[Exercise description]: Type out the complete listing below word for word, without its pictures.
****
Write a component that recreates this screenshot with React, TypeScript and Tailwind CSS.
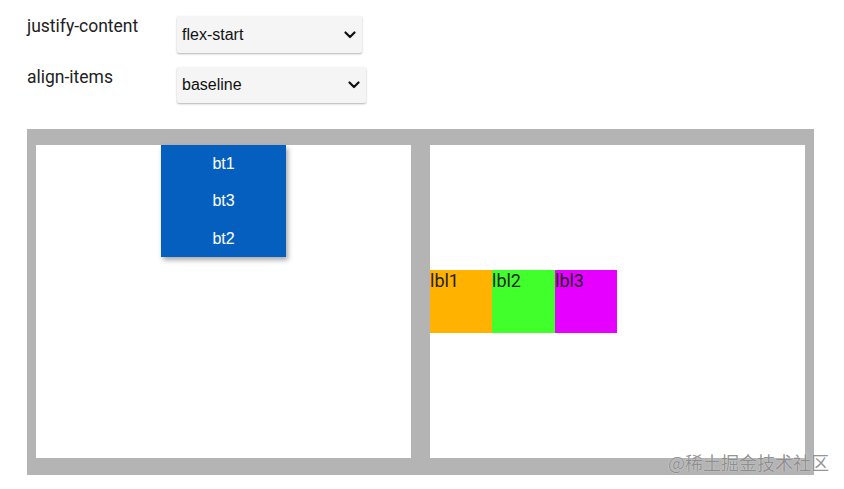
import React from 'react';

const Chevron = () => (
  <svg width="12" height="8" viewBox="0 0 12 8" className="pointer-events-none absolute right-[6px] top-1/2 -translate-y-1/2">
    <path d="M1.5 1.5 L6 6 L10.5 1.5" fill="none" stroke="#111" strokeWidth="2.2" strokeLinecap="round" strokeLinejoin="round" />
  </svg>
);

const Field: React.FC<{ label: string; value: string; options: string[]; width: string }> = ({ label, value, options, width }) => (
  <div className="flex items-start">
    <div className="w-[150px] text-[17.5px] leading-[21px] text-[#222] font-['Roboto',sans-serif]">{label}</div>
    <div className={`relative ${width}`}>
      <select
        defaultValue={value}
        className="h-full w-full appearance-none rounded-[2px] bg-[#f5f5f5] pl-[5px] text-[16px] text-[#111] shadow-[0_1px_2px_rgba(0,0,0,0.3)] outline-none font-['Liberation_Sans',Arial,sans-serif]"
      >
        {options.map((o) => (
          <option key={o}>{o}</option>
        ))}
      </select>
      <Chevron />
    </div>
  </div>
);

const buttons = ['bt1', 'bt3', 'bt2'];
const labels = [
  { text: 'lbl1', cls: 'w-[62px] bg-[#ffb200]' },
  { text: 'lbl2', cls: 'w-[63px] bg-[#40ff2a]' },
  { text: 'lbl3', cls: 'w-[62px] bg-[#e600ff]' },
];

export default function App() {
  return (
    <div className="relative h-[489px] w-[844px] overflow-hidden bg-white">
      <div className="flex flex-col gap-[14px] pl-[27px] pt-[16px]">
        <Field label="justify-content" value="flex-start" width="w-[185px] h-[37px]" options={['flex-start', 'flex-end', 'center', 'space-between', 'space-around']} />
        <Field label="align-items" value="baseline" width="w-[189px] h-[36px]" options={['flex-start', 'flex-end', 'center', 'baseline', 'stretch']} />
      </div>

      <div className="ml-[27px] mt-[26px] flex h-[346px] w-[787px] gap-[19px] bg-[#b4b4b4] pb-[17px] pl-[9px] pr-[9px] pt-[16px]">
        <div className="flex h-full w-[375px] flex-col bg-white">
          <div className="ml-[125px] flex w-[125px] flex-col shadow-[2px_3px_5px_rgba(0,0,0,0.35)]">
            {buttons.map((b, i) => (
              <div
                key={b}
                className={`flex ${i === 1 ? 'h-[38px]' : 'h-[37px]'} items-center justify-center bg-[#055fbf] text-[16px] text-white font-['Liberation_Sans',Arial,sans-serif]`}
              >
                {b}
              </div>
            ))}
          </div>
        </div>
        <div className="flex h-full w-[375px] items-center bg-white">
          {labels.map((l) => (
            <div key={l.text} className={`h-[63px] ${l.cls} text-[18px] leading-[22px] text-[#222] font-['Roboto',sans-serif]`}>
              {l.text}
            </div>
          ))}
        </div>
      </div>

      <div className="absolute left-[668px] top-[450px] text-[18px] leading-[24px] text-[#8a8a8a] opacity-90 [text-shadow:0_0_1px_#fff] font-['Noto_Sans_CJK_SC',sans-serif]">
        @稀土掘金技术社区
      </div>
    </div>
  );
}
****
[Expected answer]:
Write a component that recreates this screenshot with React, TypeScript and Tailwind CSS.
import React from 'react';

const Chevron = () => (
  <svg width="12" height="8" viewBox="0 0 12 8" className="pointer-events-none absolute right-[6px] top-1/2 -translate-y-1/2">
    <path d="M1.5 1.5 L6 6 L10.5 1.5" fill="none" stroke="#111" strokeWidth="2.2" strokeLinecap="round" strokeLinejoin="round" />
  </svg>
);

const Field: React.FC<{ label: string; value: string; options: string[]; width: string }> = ({ label, value, options, width }) => (
  <div className="flex items-start">
    <div className="w-[150px] text-[17.5px] leading-[21px] text-[#222] font-['Roboto',sans-serif]">{label}</div>
    <div className={`relative ${width}`}>
      <select
        defaultValue={value}
        className="h-full w-full appearance-none rounded-[2px] bg-[#f5f5f5] pl-[5px] text-[16px] text-[#111] shadow-[0_1px_2px_rgba(0,0,0,0.3)] outline-none font-['Liberation_Sans',Arial,sans-serif]"
      >
        {options.map((o) => (
          <option key={o}>{o}</option>
        ))}
      </select>
      <Chevron />
    </div>
  </div>
);

const buttons = ['bt1', 'bt3', 'bt2'];
const labels = [
  { text: 'lbl1', cls: 'w-[62px] bg-[#ffb200]' },
  { text: 'lbl2', cls: 'w-[63px] bg-[#40ff2a]' },
  { text: 'lbl3', cls: 'w-[62px] bg-[#e600ff]' },
];

export default function App() {
  return (
    <div className="relative h-[489px] w-[844px] overflow-hidden bg-white">
      <div className="flex flex-col gap-[14px] pl-[27px] pt-[16px]">
        <Field label="justify-content" value="flex-start" width="w-[185px] h-[37px]" options={['flex-start', 'flex-end', 'center', 'space-between', 'space-around']} />
        <Field label="align-items" value="baseline" width="w-[189px] h-[36px]" options={['flex-start', 'flex-end', 'center', 'baseline', 'stretch']} />
      </div>

      <div className="ml-[27px] mt-[26px] flex h-[346px] w-[787px] gap-[19px] bg-[#b4b4b4] pb-[17px] pl-[9px] pr-[9px] pt-[16px]">
        <div className="flex h-full w-[375px] flex-col bg-white">
          <div className="ml-[125px] flex w-[125px] flex-col shadow-[2px_3px_5px_rgba(0,0,0,0.35)]">
            {buttons.map((b, i) => (
              <div
                key={b}
                className={`flex ${i === 1 ? 'h-[38px]' : 'h-[37px]'} items-center justify-center bg-[#055fbf] text-[16px] text-white font-['Liberation_Sans',Arial,sans-serif]`}
              >
                {b}
              </div>
            ))}
          </div>
        </div>
        <div className="flex h-full w-[375px] items-center bg-white">
          {labels.map((l) => (
            <div key={l.text} className={`h-[63px] ${l.cls} text-[18px] leading-[22px] text-[#222] font-['Roboto',sans-serif]`}>
              {l.text}
            </div>
          ))}
        </div>
      </div>

      <div className="absolute left-[668px] top-[450px] text-[18px] leading-[24px] text-[#8a8a8a] opacity-90 [text-shadow:0_0_1px_#fff] font-['Noto_Sans_CJK_SC',sans-serif]">
        @稀土掘金技术社区
      </div>
    </div>
  );
}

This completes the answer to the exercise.